→ Exercise
In the material below, list every line carrying the string "styles".

BEGIN Data shown

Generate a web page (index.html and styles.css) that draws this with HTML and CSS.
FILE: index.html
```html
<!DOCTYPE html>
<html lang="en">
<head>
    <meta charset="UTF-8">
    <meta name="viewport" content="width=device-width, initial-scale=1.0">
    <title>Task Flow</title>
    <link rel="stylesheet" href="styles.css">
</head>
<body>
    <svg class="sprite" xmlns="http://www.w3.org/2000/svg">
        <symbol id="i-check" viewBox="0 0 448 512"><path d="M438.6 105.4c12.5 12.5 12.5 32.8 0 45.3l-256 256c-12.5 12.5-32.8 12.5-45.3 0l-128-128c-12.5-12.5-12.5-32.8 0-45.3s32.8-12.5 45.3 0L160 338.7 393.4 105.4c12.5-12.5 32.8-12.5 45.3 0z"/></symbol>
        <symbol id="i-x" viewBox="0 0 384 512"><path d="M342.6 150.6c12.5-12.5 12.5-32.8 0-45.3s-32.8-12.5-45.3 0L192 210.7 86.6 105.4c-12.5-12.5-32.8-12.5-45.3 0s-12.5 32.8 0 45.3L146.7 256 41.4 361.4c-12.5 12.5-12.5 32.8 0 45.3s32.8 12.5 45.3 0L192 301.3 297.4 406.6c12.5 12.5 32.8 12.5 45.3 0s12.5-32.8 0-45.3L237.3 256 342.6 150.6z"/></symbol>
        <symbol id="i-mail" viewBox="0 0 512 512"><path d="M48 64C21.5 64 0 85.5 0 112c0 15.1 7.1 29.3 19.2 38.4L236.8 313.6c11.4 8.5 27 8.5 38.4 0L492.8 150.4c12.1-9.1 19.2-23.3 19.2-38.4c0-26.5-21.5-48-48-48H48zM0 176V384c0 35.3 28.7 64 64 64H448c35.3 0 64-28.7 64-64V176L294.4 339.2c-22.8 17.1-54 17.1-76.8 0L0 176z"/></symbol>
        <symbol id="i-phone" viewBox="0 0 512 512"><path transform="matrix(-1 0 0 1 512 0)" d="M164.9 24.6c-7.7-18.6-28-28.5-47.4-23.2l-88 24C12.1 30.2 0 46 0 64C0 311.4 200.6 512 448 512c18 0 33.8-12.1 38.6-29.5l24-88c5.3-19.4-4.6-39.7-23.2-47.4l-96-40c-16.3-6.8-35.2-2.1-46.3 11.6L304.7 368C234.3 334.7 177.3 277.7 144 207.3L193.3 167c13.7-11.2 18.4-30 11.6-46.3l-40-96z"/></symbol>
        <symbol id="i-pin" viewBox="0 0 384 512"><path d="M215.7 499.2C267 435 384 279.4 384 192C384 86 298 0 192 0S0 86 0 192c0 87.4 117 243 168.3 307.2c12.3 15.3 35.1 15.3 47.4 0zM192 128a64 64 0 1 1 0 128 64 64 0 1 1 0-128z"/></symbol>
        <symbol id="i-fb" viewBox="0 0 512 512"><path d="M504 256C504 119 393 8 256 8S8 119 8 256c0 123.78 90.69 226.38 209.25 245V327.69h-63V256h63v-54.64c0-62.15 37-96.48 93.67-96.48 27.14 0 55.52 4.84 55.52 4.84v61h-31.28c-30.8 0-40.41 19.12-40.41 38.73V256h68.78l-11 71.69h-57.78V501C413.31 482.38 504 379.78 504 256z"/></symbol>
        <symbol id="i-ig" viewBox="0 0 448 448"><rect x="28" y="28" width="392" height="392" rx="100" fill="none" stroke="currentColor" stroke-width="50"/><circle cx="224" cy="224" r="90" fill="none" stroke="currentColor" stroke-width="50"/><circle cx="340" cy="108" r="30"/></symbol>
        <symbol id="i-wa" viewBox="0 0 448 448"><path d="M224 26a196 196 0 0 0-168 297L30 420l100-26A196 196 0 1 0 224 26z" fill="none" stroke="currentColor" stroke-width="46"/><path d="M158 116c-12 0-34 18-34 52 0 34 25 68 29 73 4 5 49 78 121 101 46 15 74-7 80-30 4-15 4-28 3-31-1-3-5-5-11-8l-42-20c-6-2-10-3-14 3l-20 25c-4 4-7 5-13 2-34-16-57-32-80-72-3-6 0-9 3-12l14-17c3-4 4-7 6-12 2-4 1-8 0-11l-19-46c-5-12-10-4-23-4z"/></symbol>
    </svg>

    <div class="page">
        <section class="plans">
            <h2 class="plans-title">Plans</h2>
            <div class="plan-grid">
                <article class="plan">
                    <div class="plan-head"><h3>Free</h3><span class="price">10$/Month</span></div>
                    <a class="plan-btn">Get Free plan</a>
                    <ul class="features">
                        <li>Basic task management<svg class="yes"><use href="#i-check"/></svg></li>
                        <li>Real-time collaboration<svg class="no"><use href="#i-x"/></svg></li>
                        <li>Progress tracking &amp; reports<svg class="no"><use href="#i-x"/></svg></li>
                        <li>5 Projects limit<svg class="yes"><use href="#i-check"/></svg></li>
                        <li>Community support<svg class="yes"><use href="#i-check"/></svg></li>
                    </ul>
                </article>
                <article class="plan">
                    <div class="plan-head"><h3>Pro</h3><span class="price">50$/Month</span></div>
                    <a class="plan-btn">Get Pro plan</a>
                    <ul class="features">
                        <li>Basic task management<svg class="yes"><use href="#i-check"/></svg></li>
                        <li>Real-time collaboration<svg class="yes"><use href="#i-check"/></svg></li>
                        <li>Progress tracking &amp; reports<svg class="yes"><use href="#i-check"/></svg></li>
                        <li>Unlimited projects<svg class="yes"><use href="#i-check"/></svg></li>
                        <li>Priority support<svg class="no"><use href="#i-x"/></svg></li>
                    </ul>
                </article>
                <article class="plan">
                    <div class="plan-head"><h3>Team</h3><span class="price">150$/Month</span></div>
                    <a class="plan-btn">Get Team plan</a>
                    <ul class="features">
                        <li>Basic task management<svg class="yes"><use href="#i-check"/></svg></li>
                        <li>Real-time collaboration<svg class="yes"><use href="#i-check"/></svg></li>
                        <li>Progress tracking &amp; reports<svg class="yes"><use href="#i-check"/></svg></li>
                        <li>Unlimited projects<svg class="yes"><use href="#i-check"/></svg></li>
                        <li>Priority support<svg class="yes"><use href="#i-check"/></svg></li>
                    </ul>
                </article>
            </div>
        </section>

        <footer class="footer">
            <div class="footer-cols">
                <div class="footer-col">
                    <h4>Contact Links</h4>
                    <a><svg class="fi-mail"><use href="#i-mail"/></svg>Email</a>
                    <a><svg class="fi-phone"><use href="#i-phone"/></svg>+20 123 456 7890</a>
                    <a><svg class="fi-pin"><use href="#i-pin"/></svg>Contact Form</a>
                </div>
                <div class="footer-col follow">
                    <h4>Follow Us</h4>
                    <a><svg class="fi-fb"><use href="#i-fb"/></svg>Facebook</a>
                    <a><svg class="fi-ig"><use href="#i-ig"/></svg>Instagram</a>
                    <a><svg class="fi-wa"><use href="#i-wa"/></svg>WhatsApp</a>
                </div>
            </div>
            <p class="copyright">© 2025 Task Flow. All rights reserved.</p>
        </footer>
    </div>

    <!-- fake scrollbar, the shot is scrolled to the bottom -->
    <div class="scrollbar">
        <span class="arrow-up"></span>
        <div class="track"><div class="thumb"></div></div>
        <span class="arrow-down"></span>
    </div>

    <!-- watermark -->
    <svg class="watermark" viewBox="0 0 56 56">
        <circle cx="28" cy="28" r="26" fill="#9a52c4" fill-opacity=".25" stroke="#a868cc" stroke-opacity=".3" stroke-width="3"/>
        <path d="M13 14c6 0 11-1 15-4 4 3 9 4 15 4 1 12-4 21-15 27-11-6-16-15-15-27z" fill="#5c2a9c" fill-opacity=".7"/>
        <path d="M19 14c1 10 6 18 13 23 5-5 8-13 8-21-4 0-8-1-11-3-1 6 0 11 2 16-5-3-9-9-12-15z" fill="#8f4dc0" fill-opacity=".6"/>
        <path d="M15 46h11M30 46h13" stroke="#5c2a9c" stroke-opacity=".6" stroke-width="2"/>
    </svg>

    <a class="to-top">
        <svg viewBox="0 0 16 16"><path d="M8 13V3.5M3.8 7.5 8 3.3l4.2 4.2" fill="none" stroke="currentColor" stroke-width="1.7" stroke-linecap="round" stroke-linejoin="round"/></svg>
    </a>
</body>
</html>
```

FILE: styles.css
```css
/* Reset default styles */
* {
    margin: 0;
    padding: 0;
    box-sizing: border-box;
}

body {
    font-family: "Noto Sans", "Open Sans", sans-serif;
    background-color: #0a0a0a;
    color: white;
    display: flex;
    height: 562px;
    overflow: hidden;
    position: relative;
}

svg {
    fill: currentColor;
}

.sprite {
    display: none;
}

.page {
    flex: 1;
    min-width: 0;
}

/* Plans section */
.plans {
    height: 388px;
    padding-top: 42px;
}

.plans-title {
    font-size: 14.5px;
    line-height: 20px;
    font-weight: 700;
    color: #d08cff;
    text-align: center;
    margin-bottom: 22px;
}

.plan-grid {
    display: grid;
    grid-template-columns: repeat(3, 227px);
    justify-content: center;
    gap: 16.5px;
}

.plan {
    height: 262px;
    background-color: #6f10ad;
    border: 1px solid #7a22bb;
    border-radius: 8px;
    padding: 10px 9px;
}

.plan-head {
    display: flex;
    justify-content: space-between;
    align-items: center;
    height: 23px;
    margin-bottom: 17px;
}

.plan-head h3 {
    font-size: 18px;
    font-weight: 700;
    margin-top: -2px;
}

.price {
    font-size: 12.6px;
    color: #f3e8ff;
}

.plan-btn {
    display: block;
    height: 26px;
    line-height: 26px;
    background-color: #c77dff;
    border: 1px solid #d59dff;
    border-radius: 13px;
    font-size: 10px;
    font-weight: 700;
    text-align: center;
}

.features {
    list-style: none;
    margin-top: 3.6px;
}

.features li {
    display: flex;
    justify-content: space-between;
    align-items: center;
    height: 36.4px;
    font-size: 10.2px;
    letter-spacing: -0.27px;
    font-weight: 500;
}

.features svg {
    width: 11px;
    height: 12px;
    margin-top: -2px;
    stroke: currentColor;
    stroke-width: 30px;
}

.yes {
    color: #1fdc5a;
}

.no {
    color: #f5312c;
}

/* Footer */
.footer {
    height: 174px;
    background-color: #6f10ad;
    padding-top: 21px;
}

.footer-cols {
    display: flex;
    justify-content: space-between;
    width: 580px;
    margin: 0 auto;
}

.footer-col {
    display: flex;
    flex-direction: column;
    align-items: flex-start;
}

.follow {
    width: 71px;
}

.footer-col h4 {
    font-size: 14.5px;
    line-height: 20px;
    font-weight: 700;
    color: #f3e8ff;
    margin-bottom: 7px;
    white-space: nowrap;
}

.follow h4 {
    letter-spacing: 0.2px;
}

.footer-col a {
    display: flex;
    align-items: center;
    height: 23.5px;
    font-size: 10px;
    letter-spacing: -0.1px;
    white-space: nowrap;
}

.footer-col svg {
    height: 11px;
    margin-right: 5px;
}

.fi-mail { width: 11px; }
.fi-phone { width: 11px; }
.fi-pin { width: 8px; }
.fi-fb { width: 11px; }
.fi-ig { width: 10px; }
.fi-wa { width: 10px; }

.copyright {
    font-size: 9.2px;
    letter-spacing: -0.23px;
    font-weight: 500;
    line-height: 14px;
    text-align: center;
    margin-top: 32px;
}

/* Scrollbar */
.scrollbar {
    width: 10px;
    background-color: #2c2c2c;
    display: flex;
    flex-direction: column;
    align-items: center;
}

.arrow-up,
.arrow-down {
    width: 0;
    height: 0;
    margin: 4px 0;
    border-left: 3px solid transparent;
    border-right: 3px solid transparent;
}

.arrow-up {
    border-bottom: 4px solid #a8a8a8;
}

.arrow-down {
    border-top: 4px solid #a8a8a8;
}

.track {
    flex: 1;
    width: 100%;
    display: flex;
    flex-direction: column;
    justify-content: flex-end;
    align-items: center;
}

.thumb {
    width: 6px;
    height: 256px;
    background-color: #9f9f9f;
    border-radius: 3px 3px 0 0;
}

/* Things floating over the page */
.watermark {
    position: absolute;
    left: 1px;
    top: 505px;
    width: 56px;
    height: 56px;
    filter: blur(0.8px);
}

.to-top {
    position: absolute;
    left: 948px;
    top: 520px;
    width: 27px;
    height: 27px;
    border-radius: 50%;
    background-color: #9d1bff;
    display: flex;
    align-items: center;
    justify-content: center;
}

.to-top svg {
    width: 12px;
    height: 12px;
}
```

END Data shown
BEGIN Data shown

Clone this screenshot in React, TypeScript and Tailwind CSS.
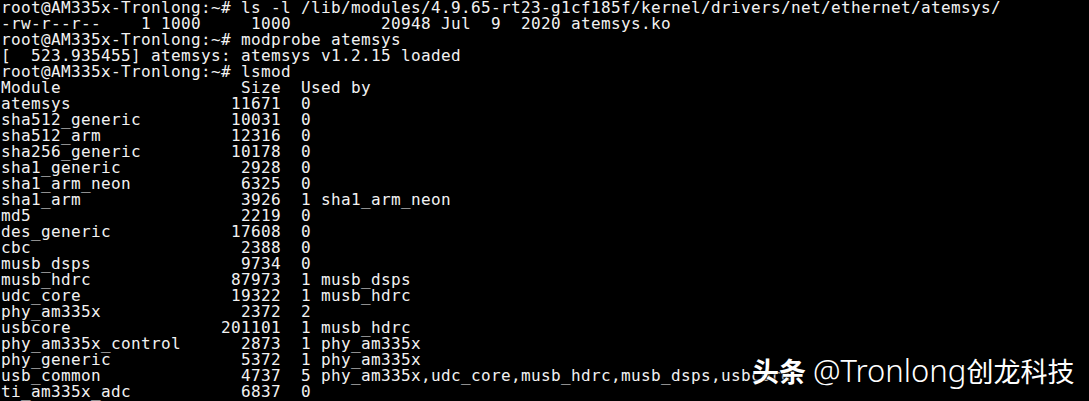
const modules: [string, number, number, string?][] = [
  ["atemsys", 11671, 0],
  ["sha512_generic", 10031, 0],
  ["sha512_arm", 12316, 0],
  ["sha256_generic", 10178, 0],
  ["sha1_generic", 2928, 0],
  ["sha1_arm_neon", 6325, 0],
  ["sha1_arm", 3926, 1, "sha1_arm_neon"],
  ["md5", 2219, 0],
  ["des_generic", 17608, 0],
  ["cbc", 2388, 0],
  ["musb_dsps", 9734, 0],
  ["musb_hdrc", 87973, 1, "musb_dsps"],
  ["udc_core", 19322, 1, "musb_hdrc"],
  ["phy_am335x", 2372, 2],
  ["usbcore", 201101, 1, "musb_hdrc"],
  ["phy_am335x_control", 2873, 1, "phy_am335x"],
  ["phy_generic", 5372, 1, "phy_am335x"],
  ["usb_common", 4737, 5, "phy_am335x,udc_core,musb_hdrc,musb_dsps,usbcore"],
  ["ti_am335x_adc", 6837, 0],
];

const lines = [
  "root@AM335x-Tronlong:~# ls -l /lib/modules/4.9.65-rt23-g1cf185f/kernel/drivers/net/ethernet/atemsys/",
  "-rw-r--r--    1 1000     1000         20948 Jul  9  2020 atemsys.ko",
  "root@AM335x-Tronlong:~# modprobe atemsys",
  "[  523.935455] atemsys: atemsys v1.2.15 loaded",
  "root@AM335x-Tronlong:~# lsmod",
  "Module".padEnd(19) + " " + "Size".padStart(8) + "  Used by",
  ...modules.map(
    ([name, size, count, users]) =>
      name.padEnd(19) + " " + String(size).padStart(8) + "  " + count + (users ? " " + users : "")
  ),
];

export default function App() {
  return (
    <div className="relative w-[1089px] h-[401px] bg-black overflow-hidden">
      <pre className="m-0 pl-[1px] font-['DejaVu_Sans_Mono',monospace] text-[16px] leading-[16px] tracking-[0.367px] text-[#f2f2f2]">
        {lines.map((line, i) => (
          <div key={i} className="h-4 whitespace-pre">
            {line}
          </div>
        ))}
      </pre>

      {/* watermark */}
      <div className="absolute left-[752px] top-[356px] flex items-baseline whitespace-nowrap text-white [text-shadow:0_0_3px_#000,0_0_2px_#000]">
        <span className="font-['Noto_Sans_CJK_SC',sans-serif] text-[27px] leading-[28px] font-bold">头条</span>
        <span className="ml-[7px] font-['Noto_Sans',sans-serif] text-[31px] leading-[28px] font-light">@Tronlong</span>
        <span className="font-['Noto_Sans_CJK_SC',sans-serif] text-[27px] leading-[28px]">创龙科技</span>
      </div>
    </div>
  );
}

END Data shown

→ Response below
Generate a web page (index.html and styles.css) that draws this with HTML and CSS.
    <link rel="stylesheet" href="styles.css">
FILE: styles.css
/* Reset default styles */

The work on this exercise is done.